# Exercise description:
Without the pictures, write out all the lines below exactly as they appear.

# Information provided:
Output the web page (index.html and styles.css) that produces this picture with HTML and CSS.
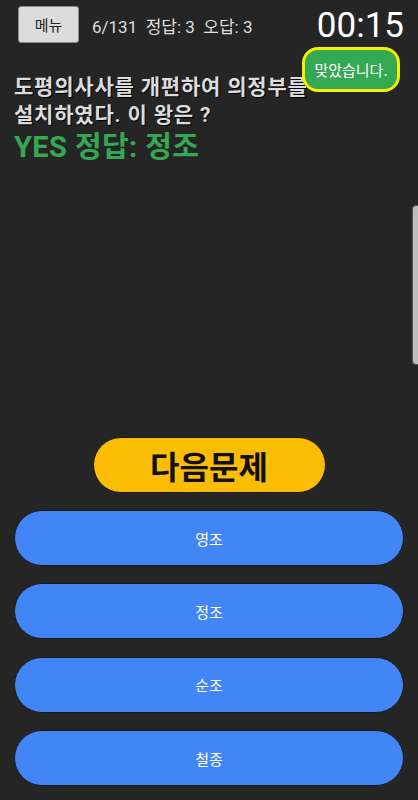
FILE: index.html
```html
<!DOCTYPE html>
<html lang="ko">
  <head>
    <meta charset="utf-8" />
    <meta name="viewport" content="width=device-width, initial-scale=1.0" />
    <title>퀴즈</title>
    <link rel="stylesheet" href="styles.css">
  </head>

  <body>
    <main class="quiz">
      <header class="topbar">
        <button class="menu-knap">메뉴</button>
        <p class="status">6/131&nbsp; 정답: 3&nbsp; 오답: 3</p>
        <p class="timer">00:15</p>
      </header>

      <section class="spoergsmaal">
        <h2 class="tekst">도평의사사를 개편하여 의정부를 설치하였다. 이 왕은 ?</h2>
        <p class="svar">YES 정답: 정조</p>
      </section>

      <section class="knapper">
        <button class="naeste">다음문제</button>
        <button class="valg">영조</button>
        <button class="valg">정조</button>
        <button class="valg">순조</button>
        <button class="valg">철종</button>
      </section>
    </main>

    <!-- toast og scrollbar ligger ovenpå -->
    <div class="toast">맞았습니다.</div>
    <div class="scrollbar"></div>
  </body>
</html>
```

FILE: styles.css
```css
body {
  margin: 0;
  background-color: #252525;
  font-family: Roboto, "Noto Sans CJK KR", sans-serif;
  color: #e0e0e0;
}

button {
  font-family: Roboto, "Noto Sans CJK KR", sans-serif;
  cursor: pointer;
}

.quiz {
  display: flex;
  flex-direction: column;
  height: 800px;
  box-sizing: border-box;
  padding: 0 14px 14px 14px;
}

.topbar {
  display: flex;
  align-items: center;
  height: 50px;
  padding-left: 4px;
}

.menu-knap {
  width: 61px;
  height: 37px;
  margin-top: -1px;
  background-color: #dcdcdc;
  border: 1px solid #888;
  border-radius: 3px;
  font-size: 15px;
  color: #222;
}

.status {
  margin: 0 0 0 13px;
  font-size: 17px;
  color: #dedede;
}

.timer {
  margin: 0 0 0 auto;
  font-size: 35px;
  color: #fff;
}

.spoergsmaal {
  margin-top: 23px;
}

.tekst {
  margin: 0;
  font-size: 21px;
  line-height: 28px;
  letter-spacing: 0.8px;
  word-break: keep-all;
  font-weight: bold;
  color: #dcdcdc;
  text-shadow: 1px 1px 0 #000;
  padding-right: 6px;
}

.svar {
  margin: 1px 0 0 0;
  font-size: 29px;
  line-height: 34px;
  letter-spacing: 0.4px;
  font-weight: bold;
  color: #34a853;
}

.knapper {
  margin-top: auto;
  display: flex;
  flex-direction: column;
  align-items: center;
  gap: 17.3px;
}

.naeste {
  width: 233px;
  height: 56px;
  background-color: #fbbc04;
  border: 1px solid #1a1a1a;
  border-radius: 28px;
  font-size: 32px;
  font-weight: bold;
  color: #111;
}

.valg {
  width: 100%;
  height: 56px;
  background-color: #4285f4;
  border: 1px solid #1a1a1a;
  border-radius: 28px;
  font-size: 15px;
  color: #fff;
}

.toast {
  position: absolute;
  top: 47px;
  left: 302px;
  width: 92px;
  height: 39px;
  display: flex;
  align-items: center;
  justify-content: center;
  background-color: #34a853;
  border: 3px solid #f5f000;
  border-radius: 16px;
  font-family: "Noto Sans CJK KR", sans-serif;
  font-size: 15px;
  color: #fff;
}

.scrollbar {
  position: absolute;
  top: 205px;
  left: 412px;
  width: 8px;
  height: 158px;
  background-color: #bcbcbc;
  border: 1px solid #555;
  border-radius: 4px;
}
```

# Solution for this task:
Output the web page (index.html and styles.css) that produces this picture with HTML and CSS.
FILE: index.html
```html
<!DOCTYPE html>
<html lang="ko">
  <head>
    <meta charset="utf-8" />
    <meta name="viewport" content="width=device-width, initial-scale=1.0" />
    <title>퀴즈</title>
    <link rel="stylesheet" href="styles.css">
  </head>

  <body>
    <main class="quiz">
      <header class="topbar">
        <button class="menu-knap">메뉴</button>
        <p class="status">6/131&nbsp; 정답: 3&nbsp; 오답: 3</p>
        <p class="timer">00:15</p>
      </header>

      <section class="spoergsmaal">
        <h2 class="tekst">도평의사사를 개편하여 의정부를 설치하였다. 이 왕은 ?</h2>
        <p class="svar">YES 정답: 정조</p>
      </section>

      <section class="knapper">
        <button class="naeste">다음문제</button>
        <button class="valg">영조</button>
        <button class="valg">정조</button>
        <button class="valg">순조</button>
        <button class="valg">철종</button>
      </section>
    </main>

    <!-- toast og scrollbar ligger ovenpå -->
    <div class="toast">맞았습니다.</div>
    <div class="scrollbar"></div>
  </body>
</html>
```

FILE: styles.css
```css
body {
  margin: 0;
  background-color: #252525;
  font-family: Roboto, "Noto Sans CJK KR", sans-serif;
  color: #e0e0e0;
}

button {
  font-family: Roboto, "Noto Sans CJK KR", sans-serif;
  cursor: pointer;
}

.quiz {
  display: flex;
  flex-direction: column;
  height: 800px;
  box-sizing: border-box;
  padding: 0 14px 14px 14px;
}

.topbar {
  display: flex;
  align-items: center;
  height: 50px;
  padding-left: 4px;
}

.menu-knap {
  width: 61px;
  height: 37px;
  margin-top: -1px;
  background-color: #dcdcdc;
  border: 1px solid #888;
  border-radius: 3px;
  font-size: 15px;
  color: #222;
}

.status {
  margin: 0 0 0 13px;
  font-size: 17px;
  color: #dedede;
}

.timer {
  margin: 0 0 0 auto;
  font-size: 35px;
  color: #fff;
}

.spoergsmaal {
  margin-top: 23px;
}

.tekst {
  margin: 0;
  font-size: 21px;
  line-height: 28px;
  letter-spacing: 0.8px;
  word-break: keep-all;
  font-weight: bold;
  color: #dcdcdc;
  text-shadow: 1px 1px 0 #000;
  padding-right: 6px;
}

.svar {
  margin: 1px 0 0 0;
  font-size: 29px;
  line-height: 34px;
  letter-spacing: 0.4px;
  font-weight: bold;
  color: #34a853;
}

.knapper {
  margin-top: auto;
  display: flex;
  flex-direction: column;
  align-items: center;
  gap: 17.3px;
}

.naeste {
  width: 233px;
  height: 56px;
  background-color: #fbbc04;
  border: 1px solid #1a1a1a;
  border-radius: 28px;
  font-size: 32px;
  font-weight: bold;
  color: #111;
}

.valg {
  width: 100%;
  height: 56px;
  background-color: #4285f4;
  border: 1px solid #1a1a1a;
  border-radius: 28px;
  font-size: 15px;
  color: #fff;
}

.toast {
  position: absolute;
  top: 47px;
  left: 302px;
  width: 92px;
  height: 39px;
  display: flex;
  align-items: center;
  justify-content: center;
  background-color: #34a853;
  border: 3px solid #f5f000;
  border-radius: 16px;
  font-family: "Noto Sans CJK KR", sans-serif;
  font-size: 15px;
  color: #fff;
}

.scrollbar {
  position: absolute;
  top: 205px;
  left: 412px;
  width: 8px;
  height: 158px;
  background-color: #bcbcbc;
  border: 1px solid #555;
  border-radius: 4px;
}
```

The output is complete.